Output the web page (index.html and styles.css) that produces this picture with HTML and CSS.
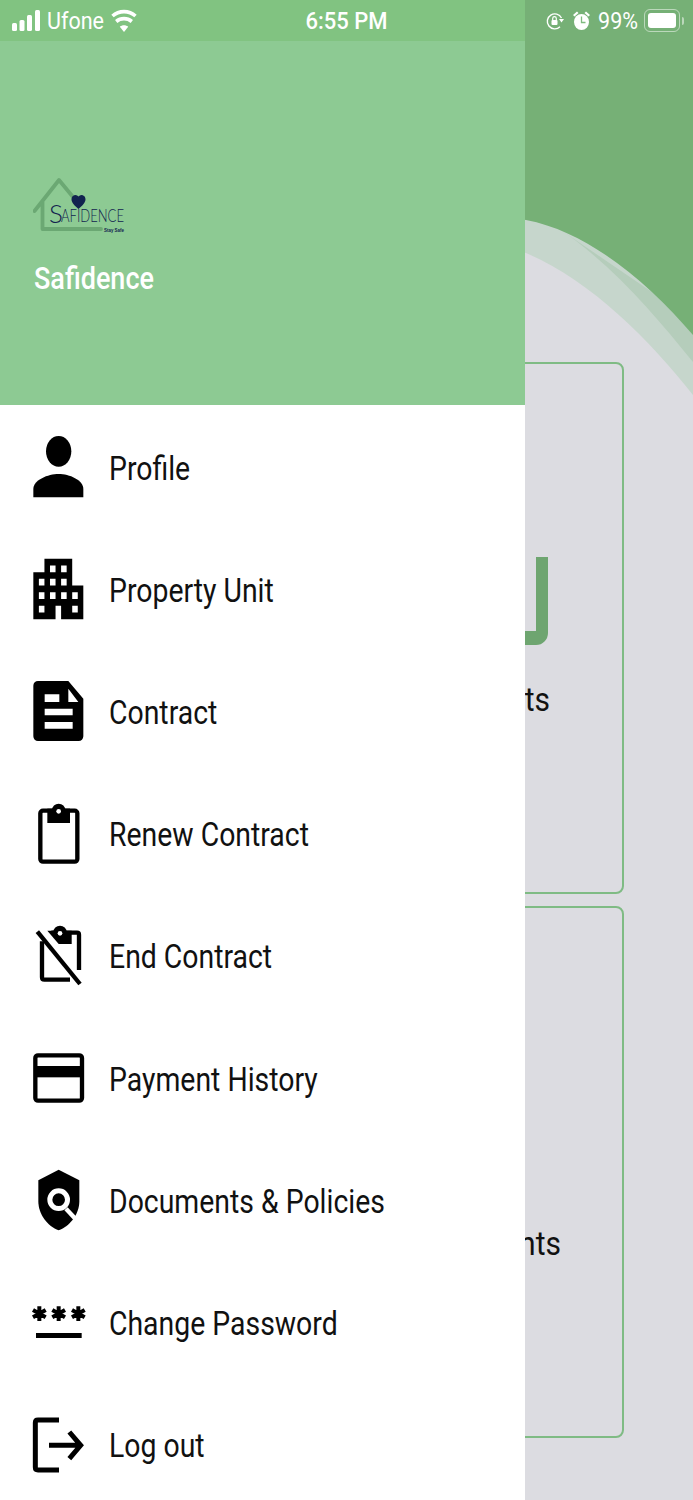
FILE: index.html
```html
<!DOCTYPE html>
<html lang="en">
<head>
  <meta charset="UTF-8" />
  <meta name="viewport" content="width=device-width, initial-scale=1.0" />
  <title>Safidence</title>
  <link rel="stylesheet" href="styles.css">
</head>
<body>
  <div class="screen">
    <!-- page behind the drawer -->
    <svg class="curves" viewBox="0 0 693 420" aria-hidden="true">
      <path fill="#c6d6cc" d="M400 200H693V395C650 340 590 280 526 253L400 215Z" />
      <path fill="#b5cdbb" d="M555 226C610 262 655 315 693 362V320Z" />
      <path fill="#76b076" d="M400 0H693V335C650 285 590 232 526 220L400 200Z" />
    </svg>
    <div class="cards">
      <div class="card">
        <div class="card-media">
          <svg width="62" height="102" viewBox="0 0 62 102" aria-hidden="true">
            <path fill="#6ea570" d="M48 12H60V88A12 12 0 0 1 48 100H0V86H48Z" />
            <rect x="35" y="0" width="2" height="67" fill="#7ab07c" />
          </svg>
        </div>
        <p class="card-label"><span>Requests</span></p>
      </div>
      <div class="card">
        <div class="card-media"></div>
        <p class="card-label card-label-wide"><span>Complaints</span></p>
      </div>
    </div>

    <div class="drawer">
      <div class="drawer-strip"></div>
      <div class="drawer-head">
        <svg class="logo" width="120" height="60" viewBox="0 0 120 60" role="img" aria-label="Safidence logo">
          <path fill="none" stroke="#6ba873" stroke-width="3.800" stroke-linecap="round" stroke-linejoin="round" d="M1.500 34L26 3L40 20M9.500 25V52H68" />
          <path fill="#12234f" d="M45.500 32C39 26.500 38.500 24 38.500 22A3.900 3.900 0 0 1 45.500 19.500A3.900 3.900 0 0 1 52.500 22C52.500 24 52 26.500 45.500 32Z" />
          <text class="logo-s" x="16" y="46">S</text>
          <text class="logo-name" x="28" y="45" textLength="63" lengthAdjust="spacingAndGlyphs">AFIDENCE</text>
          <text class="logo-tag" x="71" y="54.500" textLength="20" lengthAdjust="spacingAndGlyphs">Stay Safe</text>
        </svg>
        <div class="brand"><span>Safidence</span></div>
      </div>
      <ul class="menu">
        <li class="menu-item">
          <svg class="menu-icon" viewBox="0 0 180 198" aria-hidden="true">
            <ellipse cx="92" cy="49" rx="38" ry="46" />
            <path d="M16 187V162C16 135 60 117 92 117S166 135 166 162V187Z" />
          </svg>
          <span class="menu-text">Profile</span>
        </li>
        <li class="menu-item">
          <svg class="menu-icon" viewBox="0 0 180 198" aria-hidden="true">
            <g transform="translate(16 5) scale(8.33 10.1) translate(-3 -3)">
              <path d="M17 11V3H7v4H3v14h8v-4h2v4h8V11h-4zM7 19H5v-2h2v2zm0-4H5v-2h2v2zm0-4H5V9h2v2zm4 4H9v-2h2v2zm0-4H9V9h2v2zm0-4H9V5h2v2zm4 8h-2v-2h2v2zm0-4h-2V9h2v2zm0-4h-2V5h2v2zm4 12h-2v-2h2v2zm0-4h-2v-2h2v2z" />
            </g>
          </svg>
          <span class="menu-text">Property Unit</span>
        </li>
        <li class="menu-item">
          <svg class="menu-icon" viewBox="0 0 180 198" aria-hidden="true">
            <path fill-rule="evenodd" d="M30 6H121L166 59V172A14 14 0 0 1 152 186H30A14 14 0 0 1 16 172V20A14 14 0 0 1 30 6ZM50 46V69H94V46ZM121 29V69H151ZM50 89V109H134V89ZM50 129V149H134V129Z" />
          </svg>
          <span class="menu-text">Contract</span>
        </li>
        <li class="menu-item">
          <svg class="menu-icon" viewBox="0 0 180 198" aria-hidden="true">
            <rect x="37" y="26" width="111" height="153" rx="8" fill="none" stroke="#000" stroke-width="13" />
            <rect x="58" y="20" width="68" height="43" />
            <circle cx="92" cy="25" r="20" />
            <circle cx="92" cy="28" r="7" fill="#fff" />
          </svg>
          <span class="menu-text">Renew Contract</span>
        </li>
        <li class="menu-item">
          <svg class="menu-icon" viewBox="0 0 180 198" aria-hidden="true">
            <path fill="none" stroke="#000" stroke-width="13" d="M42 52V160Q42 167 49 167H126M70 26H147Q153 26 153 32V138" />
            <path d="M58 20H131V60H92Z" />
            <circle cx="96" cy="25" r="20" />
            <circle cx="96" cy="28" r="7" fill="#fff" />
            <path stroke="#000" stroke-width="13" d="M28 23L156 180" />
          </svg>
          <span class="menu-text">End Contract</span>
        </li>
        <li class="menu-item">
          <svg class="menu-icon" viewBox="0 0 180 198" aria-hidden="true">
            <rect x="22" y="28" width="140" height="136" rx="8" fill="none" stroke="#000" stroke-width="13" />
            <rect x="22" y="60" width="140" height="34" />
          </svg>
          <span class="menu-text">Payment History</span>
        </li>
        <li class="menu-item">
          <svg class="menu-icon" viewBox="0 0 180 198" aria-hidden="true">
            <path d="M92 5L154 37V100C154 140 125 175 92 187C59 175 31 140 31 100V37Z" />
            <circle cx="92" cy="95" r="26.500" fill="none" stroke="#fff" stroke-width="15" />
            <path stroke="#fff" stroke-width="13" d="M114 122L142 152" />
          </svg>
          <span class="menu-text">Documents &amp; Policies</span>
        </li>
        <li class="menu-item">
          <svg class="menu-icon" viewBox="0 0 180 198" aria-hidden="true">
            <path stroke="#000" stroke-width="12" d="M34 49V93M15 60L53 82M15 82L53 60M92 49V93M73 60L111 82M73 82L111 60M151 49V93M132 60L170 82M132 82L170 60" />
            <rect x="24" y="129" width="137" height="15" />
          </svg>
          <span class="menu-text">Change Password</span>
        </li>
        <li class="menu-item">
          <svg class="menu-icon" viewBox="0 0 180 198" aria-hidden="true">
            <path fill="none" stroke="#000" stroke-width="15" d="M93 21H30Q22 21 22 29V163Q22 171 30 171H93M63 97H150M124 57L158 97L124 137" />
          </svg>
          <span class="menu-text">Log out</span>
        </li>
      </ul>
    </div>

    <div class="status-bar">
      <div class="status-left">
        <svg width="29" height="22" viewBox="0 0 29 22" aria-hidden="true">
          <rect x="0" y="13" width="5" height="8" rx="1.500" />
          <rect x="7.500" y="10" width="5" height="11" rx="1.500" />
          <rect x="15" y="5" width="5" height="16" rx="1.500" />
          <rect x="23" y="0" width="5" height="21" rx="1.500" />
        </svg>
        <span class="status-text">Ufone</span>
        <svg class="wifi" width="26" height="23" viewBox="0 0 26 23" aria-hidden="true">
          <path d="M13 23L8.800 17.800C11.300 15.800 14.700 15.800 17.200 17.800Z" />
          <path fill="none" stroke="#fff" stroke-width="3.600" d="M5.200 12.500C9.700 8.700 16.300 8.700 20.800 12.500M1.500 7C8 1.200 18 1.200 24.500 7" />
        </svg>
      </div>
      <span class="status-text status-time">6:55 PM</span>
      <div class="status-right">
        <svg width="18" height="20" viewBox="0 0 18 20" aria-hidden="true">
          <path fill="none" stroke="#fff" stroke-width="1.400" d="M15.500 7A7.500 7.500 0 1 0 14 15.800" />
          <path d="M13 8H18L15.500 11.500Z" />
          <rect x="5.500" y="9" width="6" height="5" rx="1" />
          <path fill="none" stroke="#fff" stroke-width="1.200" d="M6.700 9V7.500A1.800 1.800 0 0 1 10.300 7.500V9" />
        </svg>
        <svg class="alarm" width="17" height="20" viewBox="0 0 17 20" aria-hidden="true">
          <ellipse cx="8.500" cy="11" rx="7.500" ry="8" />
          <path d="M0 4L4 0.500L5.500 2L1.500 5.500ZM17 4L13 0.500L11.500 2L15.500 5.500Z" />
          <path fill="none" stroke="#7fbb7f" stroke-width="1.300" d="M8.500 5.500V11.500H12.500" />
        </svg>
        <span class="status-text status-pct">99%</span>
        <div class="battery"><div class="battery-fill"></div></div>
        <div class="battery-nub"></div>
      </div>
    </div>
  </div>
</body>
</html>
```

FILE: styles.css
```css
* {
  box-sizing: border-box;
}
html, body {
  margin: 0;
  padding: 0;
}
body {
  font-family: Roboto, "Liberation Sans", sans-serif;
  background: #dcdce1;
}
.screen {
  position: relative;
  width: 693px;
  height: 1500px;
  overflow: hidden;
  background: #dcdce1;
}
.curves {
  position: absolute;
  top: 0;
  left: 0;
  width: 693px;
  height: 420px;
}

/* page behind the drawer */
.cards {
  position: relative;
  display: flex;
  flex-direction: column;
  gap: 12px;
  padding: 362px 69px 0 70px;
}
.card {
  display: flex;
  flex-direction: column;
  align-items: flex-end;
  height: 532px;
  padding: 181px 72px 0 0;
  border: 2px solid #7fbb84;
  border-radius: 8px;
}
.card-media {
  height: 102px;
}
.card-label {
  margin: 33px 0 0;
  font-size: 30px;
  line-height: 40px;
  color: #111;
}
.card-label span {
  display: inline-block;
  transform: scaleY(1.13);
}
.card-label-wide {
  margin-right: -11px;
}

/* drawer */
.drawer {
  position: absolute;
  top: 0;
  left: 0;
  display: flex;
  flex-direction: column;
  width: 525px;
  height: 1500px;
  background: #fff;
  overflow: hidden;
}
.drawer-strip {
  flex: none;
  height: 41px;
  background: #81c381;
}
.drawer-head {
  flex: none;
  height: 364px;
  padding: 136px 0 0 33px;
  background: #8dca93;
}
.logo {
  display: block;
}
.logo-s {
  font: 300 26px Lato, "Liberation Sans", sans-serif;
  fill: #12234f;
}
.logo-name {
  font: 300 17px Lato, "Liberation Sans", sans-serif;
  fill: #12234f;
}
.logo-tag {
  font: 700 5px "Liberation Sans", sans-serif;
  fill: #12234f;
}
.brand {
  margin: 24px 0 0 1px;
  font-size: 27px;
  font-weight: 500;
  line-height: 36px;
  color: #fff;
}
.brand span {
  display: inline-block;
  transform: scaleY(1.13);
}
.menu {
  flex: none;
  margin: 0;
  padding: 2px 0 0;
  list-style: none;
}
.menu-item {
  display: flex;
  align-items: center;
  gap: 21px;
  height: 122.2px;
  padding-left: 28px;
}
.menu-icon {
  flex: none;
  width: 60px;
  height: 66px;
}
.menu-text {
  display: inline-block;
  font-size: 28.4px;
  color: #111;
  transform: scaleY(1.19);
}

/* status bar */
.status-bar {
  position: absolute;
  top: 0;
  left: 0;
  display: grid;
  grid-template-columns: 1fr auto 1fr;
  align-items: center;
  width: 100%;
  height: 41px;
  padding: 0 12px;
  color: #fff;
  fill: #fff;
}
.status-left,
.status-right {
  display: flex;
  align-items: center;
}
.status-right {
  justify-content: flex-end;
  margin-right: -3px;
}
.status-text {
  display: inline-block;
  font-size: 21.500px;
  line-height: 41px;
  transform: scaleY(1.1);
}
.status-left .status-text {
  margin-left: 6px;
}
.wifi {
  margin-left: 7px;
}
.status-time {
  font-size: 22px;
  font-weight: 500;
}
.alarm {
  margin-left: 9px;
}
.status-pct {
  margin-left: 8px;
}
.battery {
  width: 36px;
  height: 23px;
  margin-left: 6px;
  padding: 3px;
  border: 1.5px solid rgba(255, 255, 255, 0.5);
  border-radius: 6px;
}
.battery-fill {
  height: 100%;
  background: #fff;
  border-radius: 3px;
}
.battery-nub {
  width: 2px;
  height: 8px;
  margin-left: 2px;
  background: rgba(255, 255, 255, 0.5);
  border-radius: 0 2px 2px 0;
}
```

**EXERCISE BRIEF:**
Determine how many of the lines above hold the word "page", and output that number by itself.

**COMPLETED TASK:**
3